I am afraid there is no solution in the present state of your document. It is formatted exclusively through direct formatting.
Such a workflow makes it difficult for Writer to guess which paragraphs are similar (formatting-wise).
Writer may not be the culprit for the thin gaps you see (they don’t appear when exported to PDF). You made things complicated by having shadowed characters on the last line of paragraph before “XXXX” and similarly on the first line of paragraph after “XXXX”.
Shadow characters are not provided by fonts. They are computed from glyph shapes. This distorts sightly the alignment properties. Writer and PDF cope with this. Perhaps the Amazon viewer is less subtle and can’t account for the necessary adjustments.

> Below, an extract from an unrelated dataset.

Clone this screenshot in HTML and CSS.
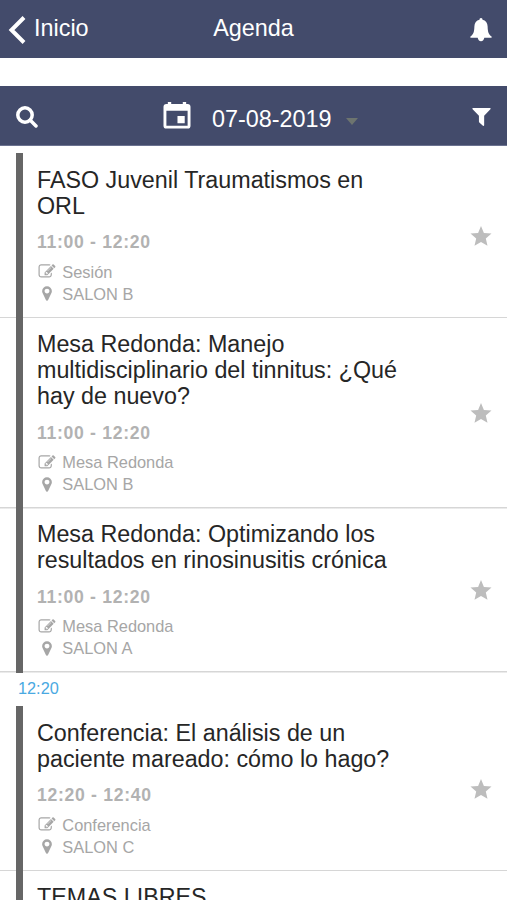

Anyway, I don’t understand your request.
What you did on the first page is correct (except you did it with direct formatting). You set Wrap to In background and that’s it: the image is sent behind all texts and does not interfere with them. Alternatively, you can set wrap mode to Through to remove the image from text interaction.
In page 3, you have multiple text elements: ordinary paragraphs and a frame. If you send you image into the background, you still have the paragraphs and frame interacting with each other. Your choice of Warp Off makes room for the frame by forcing the paragraphs downward (you request priority for the frame). Remember that the frame “floats” over the background where you want your image. Since the frame has itself a coloured background, this frame background masks the page background (containing the image). You need then to bring back the image in the foreground (unticking In background) and make it “non interacting” with wrap mode Through.
This is particularly contorted and unstable.
As a general rule, don’t use frames whn this is semantically inappropriate (as is the case here where your frame text is part of the main narrative).
I must add I don’t understand the purpose of the image. It does not related to text meaning and creates confusion.
My final recommendation: learn how to use styles (look in the documentation page for the Writer Guide and excellent Bruce Byfield’s Desinging with LO – you need to scroll down a bit to find the latter). Avoid frames. Make your document architecture as simple as possible. Don’t try to compensate for third party tools errors or limitations by creating worse problems in Writer.